This new generation of wearable devices goes far beyond how many steps you have taken or how long you slept. What sets this new class of wearable devices and trackers apart is that they now include things like heart rate monitors, GPS and other trackers that measure things like perspiration and even breathing.
Now, manufacturers like Samsung are even taking the steps to make these trackers (some even built in to the phones themselves) available to developers. This opens interesting new opportunities for health and wellness marketers to connect customers with the products and services that will help them the most.
Now you can leverage a much more personal set of data for building apps or even targeting ads. Consider the following examples:
Want to get healthier just by shopping for groceries? Now when you go to the grocery store, you can use your store app to get coupons and discounts on the products on your shopping list – with a new twist. You want a coupon for candy bars? Walk 500 steps in the store at an elevated heart-rate. If the app leverages beacon technology, the app can actually direct you around the store, routing you past key promotional items that you may be interested in.
Want to get a better running shoe? Launch your Nike, Adidas, Puma (insert your favorite shoe company here) app and follow the prompts to run 20 minutes at your target heart rate. The app will import the step, activity, distance and heart rate data — and analyze it to determine your length of stride, gait, and whether you run heel-toe, or toe-heel. It can then tell you which running shoe you should get, and give you tips to improve your running.
Shopping for a new mattress? Connect your smartphone or wearable 2.0 to the in store app and import your data for a proper analysis of your sleep patterns. Since your phone tracks ambient temperature and humidity when you sleep, the app can combine the data with your sleep patterns and heart-rate throughout an average sleep night to help you understand what’s right for you. From what type of mattress, sheets, pillow, even pajamas that you should use to get the best night’s sleep.
But those are app based examples for specific brands. Can this be applied to Web sites and media units? Why not? Google Chrome asks for access to your location data when it does web searches, why couldn’t it ask for access to your heart-rate monitor and fitness information. The potential is almost unlimited.
Surf ESPN.com on your mobile device for the latest golf scores and you soon may see a banner unit that asks you if you have experienced a set of symptoms that you normally ignore – fatigue, shortness of breath, dizziness, chest pain. These are signs of a common hearth rhythm disorder called Atrial Fibrillation (coincidently, if you do have these symptoms, please go see a doctor. Like now.)
experienced a few of these symptoms last weekend while you were golfing, and always seem to be out of breath when walking from meeting to meeting, you decide to click on the banner for more info.

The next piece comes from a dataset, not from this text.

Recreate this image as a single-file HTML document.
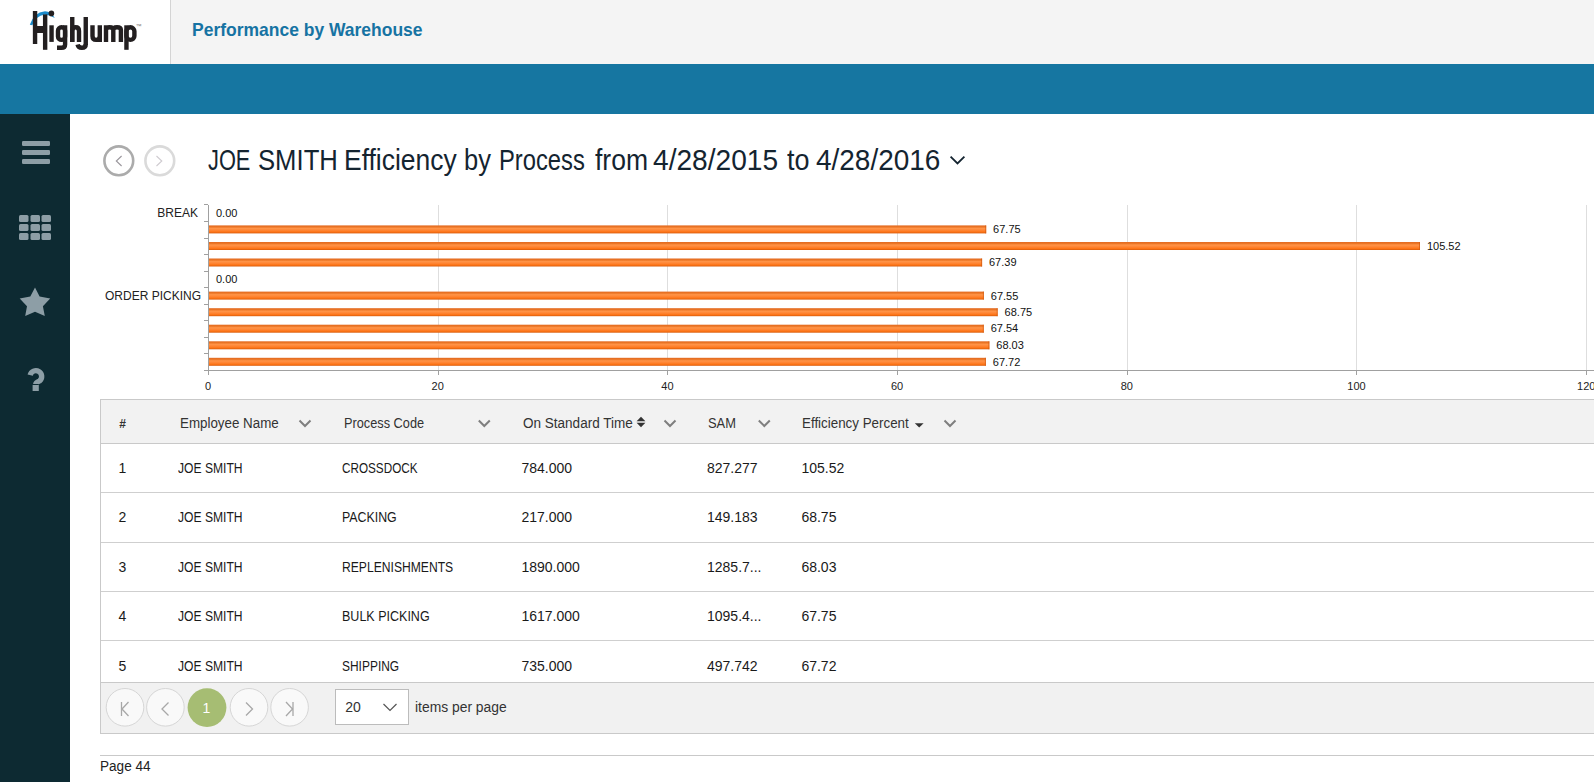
<!DOCTYPE html>
<html><head><meta charset="utf-8">
<style>
*{margin:0;padding:0;box-sizing:border-box}
html,body{width:1594px;height:782px;overflow:hidden;background:#fff;font-family:"Liberation Sans",sans-serif;color:#1b2730}
.abs{position:absolute;white-space:nowrap}
.sx{display:inline-block;transform-origin:0 50%;white-space:nowrap}
#hdr{position:absolute;left:0;top:0;width:1594px;height:64px;background:#f4f4f4}
#logo{position:absolute;left:0;top:0;width:171px;height:64px;background:#fff;border-right:1px solid #d4d4d4}
#band{position:absolute;left:0;top:64px;width:1594px;height:50px;background:#1676a1}
#side{position:absolute;left:0;top:114px;width:70px;height:668px;background:#0d2a32}
.th{font-size:14px;color:#2b2b2b;top:414px}
.td{font-size:14px;color:#1a1a1a}
.hl{position:absolute;height:1px;background:#cfcfcf}
</style></head><body>
<div id="hdr"></div>
<div id="logo">
<svg width="170" height="64" style="position:absolute;left:0;top:0">
 <path d="M29.8 24.8Q33.5 12.6 45 11.2Q51 11.2 54.8 18Q49 14.4 44 14.7Q36.5 15.6 32.3 25.2Z" fill="#1b8bcb"/>
 <g fill="#231f20">
  <rect x="32.85" y="11" width="4.4" height="33"/>
  <rect x="36" y="26" width="8" height="7"/>
  <rect x="42.95" y="14.4" width="4.4" height="35.4"/>
  <rect x="49.35" y="25.3" width="4.4" height="16.6"/>
  
  <rect x="70.05" y="17" width="4.4" height="24.9"/>
  <rect x="83.55" y="17" width="4.4" height="28"/>
  <rect x="124.25" y="25.3" width="4.4" height="24.5"/>
 </g>
 <g fill="none" stroke="#231f20" stroke-width="4.4">
  <rect x="58" y="27.3" width="7.1" height="12.6" rx="3.5"/>
  <path d="M65.1 25.3V44.5Q65.1 47.8 61.5 47.8H57"/>
  <path d="M72.2 41.9V31Q72.2 27.3 75.6 27.3Q79 27.3 79 31V41.9"/>
  <path d="M85.8 44Q85.8 47.8 81.8 47.8Q78.2 47.8 77.6 44.5"/>
  <path d="M92.5 25.3V36Q92.5 39.9 96.1 39.9Q99.8 39.9 99.8 36V25.3M99.8 30V41.9"/>
  <path d="M106 41.9V25.3M106 30Q106 27.3 109.5 27.3Q113.3 27.3 113.3 30V41.9M113.3 30Q113.3 27.3 117 27.3Q120.9 27.3 120.9 30V41.9"/>
  <rect x="126.4" y="27.3" width="8" height="12.6" rx="4"/>
 </g>
  <circle cx="51.4" cy="13.4" r="2.8" fill="#231f20"/>
 <text x="135.6" y="27.6" font-size="6" fill="#777" font-family="Liberation Sans">™</text>
</svg>
</div>
<div class="abs" style="left:191.6px;top:19px;font-size:19px;font-weight:bold;color:#1673a3"><span class="sx" id="t_perf" style="transform:scaleX(0.92)">Performance by Warehouse</span></div>
<div id="band"></div>
<div id="side">
 <svg width="70" height="300" style="position:absolute;left:0;top:0">
  <g fill="#8d9ea6">
   <rect x="22" y="27" width="28" height="5" rx="1.3"/>
   <rect x="22" y="36" width="28" height="5" rx="1.3"/>
   <rect x="22" y="45" width="28" height="5" rx="1.3"/>
   <rect x="19" y="101" width="9.5" height="7" rx="1.5"/>
   <rect x="30.5" y="101" width="9.5" height="7" rx="1.5"/>
   <rect x="41.5" y="101" width="9.5" height="7" rx="1.5"/>
   <rect x="19" y="110" width="9.5" height="7" rx="1.5"/>
   <rect x="30.5" y="110" width="9.5" height="7" rx="1.5"/>
   <rect x="41.5" y="110" width="9.5" height="7" rx="1.5"/>
   <rect x="19" y="119" width="9.5" height="7" rx="1.5"/>
   <rect x="30.5" y="119" width="9.5" height="7" rx="1.5"/>
   <rect x="41.5" y="119" width="9.5" height="7" rx="1.5"/>
   <path d="M35.0 173.5L39.6 182.6L50.2 184.6L42.9 192.3L44.8 202.0L35.0 197.8L25.2 202.0L27.0 192.3L19.7 184.6L30.3 182.6Z"/>
  </g>
 </svg>
 <svg width="70" height="60" style="position:absolute;left:0;top:240px"><path d="M30.2 21.2A5.8 5.8 0 1 1 39.6 26.9Q35.8 28.6 35.8 30" fill="none" stroke="#8d9ea6" stroke-width="5.4"/><rect x="32.6" y="31" width="6.2" height="6" fill="#8d9ea6"/></svg>
</div>

<!-- title -->
<svg width="80" height="40" style="position:absolute;left:100px;top:142px">
 <circle cx="18.8" cy="18.8" r="14.4" fill="none" stroke="#ababab" stroke-width="2.6"/>
 <path d="M21.6 14L16.3 19L21.6 24" fill="none" stroke="#9a969c" stroke-width="1.1"/>
 <circle cx="59.8" cy="18.8" r="14.4" fill="none" stroke="#dadada" stroke-width="2.6"/>
 <path d="M56.5 14L61.8 19L56.5 24" fill="none" stroke="#cfcbd0" stroke-width="1.1"/>
</svg>
<div class="abs" style="left:207.5px;top:144px;font-size:29px;color:#142430"><span class="sx" style="transform:scaleX(0.752)">JOE</span></div>
<div class="abs" style="left:257.5px;top:144px;font-size:29px;color:#142430"><span class="sx" style="transform:scaleX(0.885)">SMITH</span></div>
<div class="abs" style="left:344.1px;top:144px;font-size:29px;color:#142430"><span class="sx" style="transform:scaleX(0.912)">Efficiency</span></div>
<div class="abs" style="left:464.0px;top:144px;font-size:29px;color:#142430"><span class="sx" style="transform:scaleX(0.879)">by</span></div>
<div class="abs" style="left:498.9px;top:144px;font-size:29px;color:#142430"><span class="sx" style="transform:scaleX(0.819)">Process</span></div>
<div class="abs" style="left:594.9px;top:144px;font-size:29px;color:#142430"><span class="sx" style="transform:scaleX(0.914)">from</span></div>
<div class="abs" style="left:653.0px;top:144px;font-size:29px;color:#142430"><span class="sx" style="transform:scaleX(0.97)">4/28/2015</span></div>
<div class="abs" style="left:786.8px;top:144px;font-size:29px;color:#142430"><span class="sx" style="transform:scaleX(0.93)">to</span></div>
<div class="abs" style="left:815.6px;top:144px;font-size:29px;color:#142430"><span class="sx" style="transform:scaleX(0.964)">4/28/2016</span></div>
<svg width="20" height="14" style="position:absolute;left:948px;top:154px">
 <path d="M2.6 2.6L9.5 9.5L16.4 2.6" fill="none" stroke="#142430" stroke-width="1.8"/>
</svg>

<!-- chart -->
<svg id="chart" width="1494" height="200" style="position:absolute;left:100px;top:195px;font-family:'Liberation Sans'">
<defs><linearGradient id="bg" x1="0" y1="0" x2="0" y2="1"><stop offset="0" stop-color="#e26a22"/><stop offset="0.18" stop-color="#ea7424"/><stop offset="0.38" stop-color="#ff9448"/><stop offset="0.62" stop-color="#ff8432"/><stop offset="0.82" stop-color="#fd7416"/><stop offset="1" stop-color="#d65b0c"/></linearGradient></defs><rect x="338" y="10" width="1" height="165" fill="#dedede"/>
<rect x="338" y="175" width="1" height="5" fill="#a0a0a0"/>
<rect x="567" y="10" width="1" height="165" fill="#dedede"/>
<rect x="567" y="175" width="1" height="5" fill="#a0a0a0"/>
<rect x="797" y="10" width="1" height="165" fill="#dedede"/>
<rect x="797" y="175" width="1" height="5" fill="#a0a0a0"/>
<rect x="1027" y="10" width="1" height="165" fill="#dedede"/>
<rect x="1027" y="175" width="1" height="5" fill="#a0a0a0"/>
<rect x="1256" y="10" width="1" height="165" fill="#dedede"/>
<rect x="1256" y="175" width="1" height="5" fill="#a0a0a0"/>
<rect x="1486" y="10" width="1" height="165" fill="#dedede"/>
<rect x="1486" y="175" width="1" height="5" fill="#a0a0a0"/>
<text x="116.0" y="21.5" font-size="11" fill="#111">0.00</text>
<rect x="109" y="30.4" width="777.2" height="8" fill="url(#bg)"/><rect x="885.2" y="30.4" width="1" height="8" fill="#d25a10" opacity="0.7"/>
<text x="893.1" y="38.0" font-size="11" fill="#111">67.75</text>
<rect x="109" y="47.0" width="1211.0" height="8" fill="url(#bg)"/><rect x="1319.0" y="47.0" width="1" height="8" fill="#d25a10" opacity="0.7"/>
<text x="1326.9" y="54.6" font-size="11" fill="#111">105.52</text>
<rect x="109" y="63.5" width="773.1" height="8" fill="url(#bg)"/><rect x="881.1" y="63.5" width="1" height="8" fill="#d25a10" opacity="0.7"/>
<text x="889.0" y="71.1" font-size="11" fill="#111">67.39</text>
<text x="116.0" y="87.7" font-size="11" fill="#111">0.00</text>
<rect x="109" y="96.6" width="774.9" height="8" fill="url(#bg)"/><rect x="882.9" y="96.6" width="1" height="8" fill="#d25a10" opacity="0.7"/>
<text x="890.8" y="105.2" font-size="11" fill="#111">67.55</text>
<rect x="109" y="113.2" width="788.7" height="8" fill="url(#bg)"/><rect x="896.7" y="113.2" width="1" height="8" fill="#d25a10" opacity="0.7"/>
<text x="904.6" y="120.8" font-size="11" fill="#111">68.75</text>
<rect x="109" y="129.7" width="774.8" height="8" fill="url(#bg)"/><rect x="882.8" y="129.7" width="1" height="8" fill="#d25a10" opacity="0.7"/>
<text x="890.7" y="137.3" font-size="11" fill="#111">67.54</text>
<rect x="109" y="146.3" width="780.4" height="8" fill="url(#bg)"/><rect x="888.4" y="146.3" width="1" height="8" fill="#d25a10" opacity="0.7"/>
<text x="896.3" y="153.9" font-size="11" fill="#111">68.03</text>
<rect x="109" y="162.8" width="776.9" height="8" fill="url(#bg)"/><rect x="884.9" y="162.8" width="1" height="8" fill="#d25a10" opacity="0.7"/>
<text x="892.8" y="171.4" font-size="11" fill="#111">67.72</text>
<rect x="104" y="9" width="4" height="1" fill="#a0a0a0"/>
<rect x="104" y="26" width="4" height="1" fill="#a0a0a0"/>
<rect x="104" y="43" width="4" height="1" fill="#a0a0a0"/>
<rect x="104" y="59" width="4" height="1" fill="#a0a0a0"/>
<rect x="104" y="76" width="4" height="1" fill="#a0a0a0"/>
<rect x="104" y="92" width="4" height="1" fill="#a0a0a0"/>
<rect x="104" y="109" width="4" height="1" fill="#a0a0a0"/>
<rect x="104" y="125" width="4" height="1" fill="#a0a0a0"/>
<rect x="104" y="142" width="4" height="1" fill="#a0a0a0"/>
<rect x="104" y="158" width="4" height="1" fill="#a0a0a0"/>
<rect x="104" y="175" width="4" height="1" fill="#a0a0a0"/>
<rect x="108" y="10" width="1" height="170" fill="#a0a0a0"/>
<rect x="108" y="175" width="1400" height="1" fill="#a0a0a0"/>
<text x="108.0" y="195.0" font-size="11" fill="#222" text-anchor="middle">0</text>
<text x="337.7" y="195.0" font-size="11" fill="#222" text-anchor="middle">20</text>
<text x="567.4" y="195.0" font-size="11" fill="#222" text-anchor="middle">40</text>
<text x="797.1" y="195.0" font-size="11" fill="#222" text-anchor="middle">60</text>
<text x="1026.8" y="195.0" font-size="11" fill="#222" text-anchor="middle">80</text>
<text x="1256.5" y="195.0" font-size="11" fill="#222" text-anchor="middle">100</text>
<text x="1486.2" y="195.0" font-size="11" fill="#222" text-anchor="middle">120</text>
<text x="98" y="22" font-size="12" fill="#222" text-anchor="end">BREAK</text>
<text x="101" y="104.5" font-size="12" fill="#222" text-anchor="end">ORDER PICKING</text>
</svg>

<!-- table -->
<div style="position:absolute;left:100px;top:399px;width:1500px;height:335px;border:1px solid #c9c9c9;border-right:none">
 <div style="position:absolute;left:0;top:0;width:100%;height:44px;background:#f2f2f2;border-bottom:1px solid #c9c9c9"></div>
 <div class="hl" style="left:0;top:92px;width:100%"></div>
 <div class="hl" style="left:0;top:142px;width:100%"></div>
 <div class="hl" style="left:0;top:191px;width:100%"></div>
 <div class="hl" style="left:0;top:240px;width:100%"></div>
 <div style="position:absolute;left:0;top:282px;width:100%;height:51px;background:#f1f1f1;border-top:1px solid #c9c9c9"></div>
</div>
<svg width="1000" height="30" style="position:absolute;left:0;top:408px">
 <g fill="none" stroke="#7f7f7f" stroke-width="2">
  <path d="M299.5 12.5L305 18L310.5 12.5"/>
  <path d="M478.8 12.5L484.3 18L489.8 12.5"/>
  <path d="M664.5 12.5L670 18L675.5 12.5"/>
  <path d="M758.8 12.5L764.3 18L769.8 12.5"/>
  <path d="M944.5 12.5L950 18L955.5 12.5"/>
 </g>
 <g fill="#333">
  <path d="M636.6 13.2L641 8.8L645.4 13.2Z"/>
  <path d="M636.6 14.8L641 19.2L645.4 14.8Z"/>
  <path d="M914.8 15.2L919.2 19.6L923.6 15.2Z"/>
 </g>
</svg>
<svg width="420" height="50" style="position:absolute;left:100px;top:683px">
 <g fill="#f9f9f9" stroke="#d6d6d6" stroke-width="1">
  <circle cx="25" cy="24.3" r="18.8"/>
  <circle cx="65.4" cy="24.3" r="18.8"/>
  <circle cx="149" cy="24.3" r="18.8"/>
  <circle cx="189.6" cy="24.3" r="18.8"/>
 </g>
 <circle cx="107" cy="24.6" r="19.4" fill="#a6bd73"/>
 <g fill="none" stroke="#a8a8a8" stroke-width="1.3">
  <path d="M21.5 19V33M28.5 19L22 26L28.5 33"/>
  <path d="M68.5 19.5L62 26L68.5 32.5"/>
  <path d="M146 19.5L152.5 26L146 32.5"/>
  <path d="M193 19V33M186 19L192.5 26L186 33"/>
 </g>
 <rect x="235.5" y="6.5" width="73" height="35" fill="#fff" stroke="#bcbcbc"/>
 <path d="M283.5 21L290 27.5L296.5 21" fill="none" stroke="#555" stroke-width="1.2"/>
</svg>
<!--TABLETEXT-->
<div class="abs" style="left:345.3px;top:698.8px;font-size:14px;line-height:16px;color:#333;font-weight:normal"><span class="sx" style="transform:scaleX(1.000)">20</span></div>
<div class="abs" style="left:414.6px;top:698.5px;font-size:14px;line-height:16px;color:#333;font-weight:normal"><span class="sx" style="transform:scaleX(0.990)">items per page</span></div>
<div class="abs" style="left:202.5px;top:700.4px;font-size:14px;line-height:16px;color:#fff;font-weight:normal"><span class="sx" style="transform:scaleX(1.000)">1</span></div>
<div class="abs" style="left:119.3px;top:415.8px;font-size:12px;line-height:16px;color:#333;font-weight:bold"><span class="sx" style="transform:scaleX(1.000)">#</span></div>
<div class="abs" style="left:179.5px;top:415.1px;font-size:14px;line-height:16px;color:#333;font-weight:normal"><span class="sx" style="transform:scaleX(0.954)">Employee Name</span></div>
<div class="abs" style="left:344.4px;top:415.1px;font-size:14px;line-height:16px;color:#333;font-weight:normal"><span class="sx" style="transform:scaleX(0.911)">Process Code</span></div>
<div class="abs" style="left:522.5px;top:415.1px;font-size:14px;line-height:16px;color:#333;font-weight:normal"><span class="sx" style="transform:scaleX(0.966)">On Standard Time</span></div>
<div class="abs" style="left:707.6px;top:415.1px;font-size:14px;line-height:16px;color:#333;font-weight:normal"><span class="sx" style="transform:scaleX(0.920)">SAM</span></div>
<div class="abs" style="left:802.3px;top:415.1px;font-size:14px;line-height:16px;color:#333;font-weight:normal"><span class="sx" style="transform:scaleX(0.955)">Efficiency Percent</span></div>
<div class="abs" style="left:118.5px;top:460.1px;font-size:14px;line-height:16px;color:#1a1a1a;font-weight:normal"><span class="sx" style="transform:scaleX(1.000)">1</span></div>
<div class="abs" style="left:178.3px;top:460.1px;font-size:14px;line-height:16px;color:#1a1a1a;font-weight:normal"><span class="sx" style="transform:scaleX(0.865)">JOE SMITH</span></div>
<div class="abs" style="left:342.0px;top:460.1px;font-size:14px;line-height:16px;color:#1a1a1a;font-weight:normal"><span class="sx" style="transform:scaleX(0.837)">CROSSDOCK</span></div>
<div class="abs" style="left:521.4px;top:460.1px;font-size:14px;line-height:16px;color:#1a1a1a;font-weight:normal"><span class="sx" style="transform:scaleX(1.000)">784.000</span></div>
<div class="abs" style="left:707.0px;top:460.1px;font-size:14px;line-height:16px;color:#1a1a1a;font-weight:normal"><span class="sx" style="transform:scaleX(1.000)">827.277</span></div>
<div class="abs" style="left:801.4px;top:460.1px;font-size:14px;line-height:16px;color:#1a1a1a;font-weight:normal"><span class="sx" style="transform:scaleX(1.000)">105.52</span></div>
<div class="abs" style="left:118.5px;top:509.1px;font-size:14px;line-height:16px;color:#1a1a1a;font-weight:normal"><span class="sx" style="transform:scaleX(1.000)">2</span></div>
<div class="abs" style="left:178.3px;top:509.1px;font-size:14px;line-height:16px;color:#1a1a1a;font-weight:normal"><span class="sx" style="transform:scaleX(0.865)">JOE SMITH</span></div>
<div class="abs" style="left:342.0px;top:509.1px;font-size:14px;line-height:16px;color:#1a1a1a;font-weight:normal"><span class="sx" style="transform:scaleX(0.883)">PACKING</span></div>
<div class="abs" style="left:521.4px;top:509.1px;font-size:14px;line-height:16px;color:#1a1a1a;font-weight:normal"><span class="sx" style="transform:scaleX(1.000)">217.000</span></div>
<div class="abs" style="left:707.0px;top:509.1px;font-size:14px;line-height:16px;color:#1a1a1a;font-weight:normal"><span class="sx" style="transform:scaleX(1.000)">149.183</span></div>
<div class="abs" style="left:801.4px;top:509.1px;font-size:14px;line-height:16px;color:#1a1a1a;font-weight:normal"><span class="sx" style="transform:scaleX(1.000)">68.75</span></div>
<div class="abs" style="left:118.5px;top:559.1px;font-size:14px;line-height:16px;color:#1a1a1a;font-weight:normal"><span class="sx" style="transform:scaleX(1.000)">3</span></div>
<div class="abs" style="left:178.3px;top:559.1px;font-size:14px;line-height:16px;color:#1a1a1a;font-weight:normal"><span class="sx" style="transform:scaleX(0.865)">JOE SMITH</span></div>
<div class="abs" style="left:342.0px;top:559.1px;font-size:14px;line-height:16px;color:#1a1a1a;font-weight:normal"><span class="sx" style="transform:scaleX(0.866)">REPLENISHMENTS</span></div>
<div class="abs" style="left:521.4px;top:559.1px;font-size:14px;line-height:16px;color:#1a1a1a;font-weight:normal"><span class="sx" style="transform:scaleX(1.000)">1890.000</span></div>
<div class="abs" style="left:707.0px;top:559.1px;font-size:14px;line-height:16px;color:#1a1a1a;font-weight:normal"><span class="sx" style="transform:scaleX(1.000)">1285.7...</span></div>
<div class="abs" style="left:801.4px;top:559.1px;font-size:14px;line-height:16px;color:#1a1a1a;font-weight:normal"><span class="sx" style="transform:scaleX(1.000)">68.03</span></div>
<div class="abs" style="left:118.5px;top:608.1px;font-size:14px;line-height:16px;color:#1a1a1a;font-weight:normal"><span class="sx" style="transform:scaleX(1.000)">4</span></div>
<div class="abs" style="left:178.3px;top:608.1px;font-size:14px;line-height:16px;color:#1a1a1a;font-weight:normal"><span class="sx" style="transform:scaleX(0.865)">JOE SMITH</span></div>
<div class="abs" style="left:342.0px;top:608.1px;font-size:14px;line-height:16px;color:#1a1a1a;font-weight:normal"><span class="sx" style="transform:scaleX(0.894)">BULK PICKING</span></div>
<div class="abs" style="left:521.4px;top:608.1px;font-size:14px;line-height:16px;color:#1a1a1a;font-weight:normal"><span class="sx" style="transform:scaleX(1.000)">1617.000</span></div>
<div class="abs" style="left:707.0px;top:608.1px;font-size:14px;line-height:16px;color:#1a1a1a;font-weight:normal"><span class="sx" style="transform:scaleX(1.000)">1095.4...</span></div>
<div class="abs" style="left:801.4px;top:608.1px;font-size:14px;line-height:16px;color:#1a1a1a;font-weight:normal"><span class="sx" style="transform:scaleX(1.000)">67.75</span></div>
<div class="abs" style="left:118.5px;top:658.1px;font-size:14px;line-height:16px;color:#1a1a1a;font-weight:normal"><span class="sx" style="transform:scaleX(1.000)">5</span></div>
<div class="abs" style="left:178.3px;top:658.1px;font-size:14px;line-height:16px;color:#1a1a1a;font-weight:normal"><span class="sx" style="transform:scaleX(0.865)">JOE SMITH</span></div>
<div class="abs" style="left:342.0px;top:658.1px;font-size:14px;line-height:16px;color:#1a1a1a;font-weight:normal"><span class="sx" style="transform:scaleX(0.854)">SHIPPING</span></div>
<div class="abs" style="left:521.4px;top:658.1px;font-size:14px;line-height:16px;color:#1a1a1a;font-weight:normal"><span class="sx" style="transform:scaleX(1.000)">735.000</span></div>
<div class="abs" style="left:707.0px;top:658.1px;font-size:14px;line-height:16px;color:#1a1a1a;font-weight:normal"><span class="sx" style="transform:scaleX(1.000)">497.742</span></div>
<div class="abs" style="left:801.4px;top:658.1px;font-size:14px;line-height:16px;color:#1a1a1a;font-weight:normal"><span class="sx" style="transform:scaleX(1.000)">67.72</span></div>
<div class="hl" style="left:100px;top:755px;width:1494px;background:#c9c9c9"></div>
<div class="abs" style="left:100px;top:758px;font-size:14px;color:#222"><span class="sx" id="t_page" style="transform:scaleX(0.97)">Page 44</span></div>
</body></html>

But
this banner is different, instead of a giant “CLICK HERE” button, it simply says “Analyze your Heart Rate.”
After giving permission to access your data, the banner expands and displays your current heart rate and beat pattern, as well as analyzes your heart rate history. Detecting some frequent anomalies, the banner suggests “You may want to have your physician or a cardiologist take a closer look,” and gives you a link to get more information on the condition.
Now, I am not suggesting that a mobile banner unit is going to diagnose you for any condition (that’s a couple of years away), but it can certainly screen you and provide a suggested course of action for you. But what about that permission to access health data? What if that permission extended to device history when browsing? How many lives might be saved by delivering an online experience based on the frequency of an abnormally elevated heart-rate when walking at a normal pace or when climbing a flight of stairs?
Wearables 2.0 is ushering in a brave new world of open data that is allowing both marketers and consumers to better utilize personal health data, like heart-rate, to save lives or simply improve quality of life by providing relevance and meaning to the collected bits and bytes.